Output each line exactly as it appears, skipping any embedded picture.

## Begin Recorded data

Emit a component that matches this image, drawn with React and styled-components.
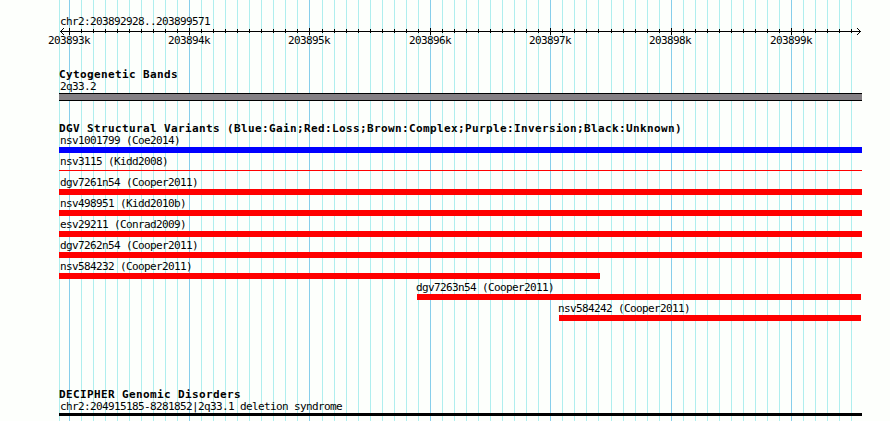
import React from "react";
import styled, { createGlobalStyle } from "styled-components";

const GlobalStyle = createGlobalStyle`
  body { margin: 0; background: #fdfffc; }
`;

const Browser = styled.main`
  position: relative;
  box-sizing: border-box;
  width: 890px;
  height: 421px;
  overflow: hidden;
  padding-left: 59px;
  display: flex;
  flex-direction: column;
  background: #fdfffc;
  color: #000;
`;

const GridLines = styled.svg`
  position: absolute;
  inset: 0;
`;

const Label = styled.div`
  position: relative;
  height: 15px;
  padding-left: 1px;
  font: 11px/17px "DejaVu Sans Mono", monospace;
  letter-spacing: -0.6226px;
  white-space: pre;
`;

const Title = styled.h2`
  position: relative;
  margin: 0;
  height: 10px;
  font: bold 11px/14px "DejaVu Sans Mono", monospace;
  letter-spacing: 0.3774px;
  white-space: pre;
`;

const Ruler = styled.header`
  position: relative;
  height: 68px;
  box-sizing: border-box;
  padding-top: 13px;
`;

const Axis = styled.svg`
  display: block;
  height: 7px;
`;

const TickLabels = styled.div`
  display: grid;
  grid-template-columns: 120px 120px 121px 120px 120px 121px 42px;
  margin: -3px 0 0 -12px;
`;

const Track = styled.section`
  position: relative;
  height: ${(p) => p.$height}px;
  flex: none;
`;

const Band = styled.div`
  box-sizing: border-box;
  width: 803px;
  height: 8px;
  border: solid #000;
  border-width: 1px 0;
  background: #848084;
`;

const Feature = styled.div`
  height: 21px;
  margin-left: ${(p) => p.$start}px;
`;

const FeatureLabel = styled(Label)`
  padding-left: ${(p) => (p.$inset ? 1 : 0)}px;
  margin-left: ${(p) => (p.$inset ? 0 : -1)}px;
`;

const Bar = styled.div`
  position: relative;
  width: ${(p) => p.$width}px;
  height: ${(p) => p.$thickness || 6}px;
  margin-top: ${(p) => (p.$thickness === 1 ? 2 : 0)}px;
  background: ${(p) => p.$color};
`;

const ticks = Array.from({ length: 66 }, (_, i) => ({
  x: 69 + 12 * i + (i >= 21 ? 1 : 0) + (i >= 45 ? 1 : 0),
  major: i % 10 === 0,
}));

const positions = ["203893k", "203894k", "203895k", "203896k", "203897k", "203898k", "203899k"];

const variants = [
  { name: "nsv1001799 (Coe2014)", color: "#00f" },
  { name: "nsv3115 (Kidd2008)", thickness: 1 },
  { name: "dgv7261n54 (Cooper2011)" },
  { name: "nsv498951 (Kidd2010b)" },
  { name: "esv29211 (Conrad2009)" },
  { name: "dgv7262n54 (Cooper2011)" },
  { name: "nsv584232 (Cooper2011)", width: 541 },
  { name: "dgv7263n54 (Cooper2011)", start: 358, width: 444 },
  { name: "nsv584242 (Cooper2011)", start: 500, width: 302 },
];

export default function App() {
  return (
    <Browser>
      <GlobalStyle />
      <GridLines width="890" height="421" shapeRendering="crispEdges">
        <rect x="59" y="0" width="1" height="421" fill="#afeeee" />
        {ticks.map((t) => (
          <rect key={t.x} x={t.x} y="0" width="1" height="421" fill={t.major ? "#87ceeb" : "#afeeee"} />
        ))}
      </GridLines>
      <Ruler>
        <Label>chr2:203892928..203899571</Label>
        <Axis width="803" height="7" viewBox="59 28 803 7" shapeRendering="crispEdges">
          <rect x="60" y="31" width="801" height="1" />
          {ticks.map((t) => (
            <rect key={t.x} x={t.x} y={t.major ? 28 : 29} width="1" height={t.major ? 7 : 4} />
          ))}
          {[1, 2, 3].map((d) => (
            <g key={d}>
              <rect x={60 + d} y={31 - d} width="1" height="1" />
              <rect x={60 + d} y={31 + d} width="1" height="1" />
              <rect x={860 - d} y={31 - d} width="1" height="1" />
              <rect x={860 - d} y={31 + d} width="1" height="1" />
            </g>
          ))}
        </Axis>
        <TickLabels>
          {positions.map((p) => <Label key={p}>{p}</Label>)}
        </TickLabels>
      </Ruler>
      <Track $height={54}>
        <Title>Cytogenetic Bands</Title>
        <Label>2q33.2</Label>
        <Band />
      </Track>
      <Track $height={266}>
        <Title>DGV Structural Variants (Blue:Gain;Red:Loss;Brown:Complex;Purple:Inversion;Black:Unknown)</Title>
        {variants.map((v) => (
          <Feature key={v.name} $start={v.start || 0}>
            <FeatureLabel $inset={!v.start}>{v.name}</FeatureLabel>
            <Bar $width={v.width || 803} $thickness={v.thickness} $color={v.color || "#f00"} />
          </Feature>
        ))}
      </Track>
      <Track $height={33}>
        <Title>DECIPHER Genomic Disorders</Title>
        <Label>chr2:204915185-8281852|2q33.1 deletion syndrome</Label>
        <Bar $width={803} $thickness={3} $color="#000" />
      </Track>
    </Browser>
  );
}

## End Recorded data

:: Response to the task ::
Emit a component that matches this image, drawn with React and styled-components.
import React from "react";
import styled, { createGlobalStyle } from "styled-components";

const GlobalStyle = createGlobalStyle`
  body { margin: 0; background: #fdfffc; }
`;

const Browser = styled.main`
  position: relative;
  box-sizing: border-box;
  width: 890px;
  height: 421px;
  overflow: hidden;
  padding-left: 59px;
  display: flex;
  flex-direction: column;
  background: #fdfffc;
  color: #000;
`;

const GridLines = styled.svg`
  position: absolute;
  inset: 0;
`;

const Label = styled.div`
  position: relative;
  height: 15px;
  padding-left: 1px;
  font: 11px/17px "DejaVu Sans Mono", monospace;
  letter-spacing: -0.6226px;
  white-space: pre;
`;

const Title = styled.h2`
  position: relative;
  margin: 0;
  height: 10px;
  font: bold 11px/14px "DejaVu Sans Mono", monospace;
  letter-spacing: 0.3774px;
  white-space: pre;
`;

const Ruler = styled.header`
  position: relative;
  height: 68px;
  box-sizing: border-box;
  padding-top: 13px;
`;

const Axis = styled.svg`
  display: block;
  height: 7px;
`;

const TickLabels = styled.div`
  display: grid;
  grid-template-columns: 120px 120px 121px 120px 120px 121px 42px;
  margin: -3px 0 0 -12px;
`;

const Track = styled.section`
  position: relative;
  height: ${(p) => p.$height}px;
  flex: none;
`;

const Band = styled.div`
  box-sizing: border-box;
  width: 803px;
  height: 8px;
  border: solid #000;
  border-width: 1px 0;
  background: #848084;
`;

const Feature = styled.div`
  height: 21px;
  margin-left: ${(p) => p.$start}px;
`;

const FeatureLabel = styled(Label)`
  padding-left: ${(p) => (p.$inset ? 1 : 0)}px;
  margin-left: ${(p) => (p.$inset ? 0 : -1)}px;
`;

const Bar = styled.div`
  position: relative;
  width: ${(p) => p.$width}px;
  height: ${(p) => p.$thickness || 6}px;
  margin-top: ${(p) => (p.$thickness === 1 ? 2 : 0)}px;
  background: ${(p) => p.$color};
`;

const ticks = Array.from({ length: 66 }, (_, i) => ({
  x: 69 + 12 * i + (i >= 21 ? 1 : 0) + (i >= 45 ? 1 : 0),
  major: i % 10 === 0,
}));

const positions = ["203893k", "203894k", "203895k", "203896k", "203897k", "203898k", "203899k"];

const variants = [
  { name: "nsv1001799 (Coe2014)", color: "#00f" },
  { name: "nsv3115 (Kidd2008)", thickness: 1 },
  { name: "dgv7261n54 (Cooper2011)" },
  { name: "nsv498951 (Kidd2010b)" },
  { name: "esv29211 (Conrad2009)" },
  { name: "dgv7262n54 (Cooper2011)" },
  { name: "nsv584232 (Cooper2011)", width: 541 },
  { name: "dgv7263n54 (Cooper2011)", start: 358, width: 444 },
  { name: "nsv584242 (Cooper2011)", start: 500, width: 302 },
];

export default function App() {
  return (
    <Browser>
      <GlobalStyle />
      <GridLines width="890" height="421" shapeRendering="crispEdges">
        <rect x="59" y="0" width="1" height="421" fill="#afeeee" />
        {ticks.map((t) => (
          <rect key={t.x} x={t.x} y="0" width="1" height="421" fill={t.major ? "#87ceeb" : "#afeeee"} />
        ))}
      </GridLines>
      <Ruler>
        <Label>chr2:203892928..203899571</Label>
        <Axis width="803" height="7" viewBox="59 28 803 7" shapeRendering="crispEdges">
          <rect x="60" y="31" width="801" height="1" />
          {ticks.map((t) => (
            <rect key={t.x} x={t.x} y={t.major ? 28 : 29} width="1" height={t.major ? 7 : 4} />
          ))}
          {[1, 2, 3].map((d) => (
            <g key={d}>
              <rect x={60 + d} y={31 - d} width="1" height="1" />
              <rect x={60 + d} y={31 + d} width="1" height="1" />
              <rect x={860 - d} y={31 - d} width="1" height="1" />
              <rect x={860 - d} y={31 + d} width="1" height="1" />
            </g>
          ))}
        </Axis>
        <TickLabels>
          {positions.map((p) => <Label key={p}>{p}</Label>)}
        </TickLabels>
      </Ruler>
      <Track $height={54}>
        <Title>Cytogenetic Bands</Title>
        <Label>2q33.2</Label>
        <Band />
      </Track>
      <Track $height={266}>
        <Title>DGV Structural Variants (Blue:Gain;Red:Loss;Brown:Complex;Purple:Inversion;Black:Unknown)</Title>
        {variants.map((v) => (
          <Feature key={v.name} $start={v.start || 0}>
            <FeatureLabel $inset={!v.start}>{v.name}</FeatureLabel>
            <Bar $width={v.width || 803} $thickness={v.thickness} $color={v.color || "#f00"} />
          </Feature>
        ))}
      </Track>
      <Track $height={33}>
        <Title>DECIPHER Genomic Disorders</Title>
        <Label>chr2:204915185-8281852|2q33.1 deletion syndrome</Label>
        <Bar $width={803} $thickness={3} $color="#000" />
      </Track>
    </Browser>
  );
}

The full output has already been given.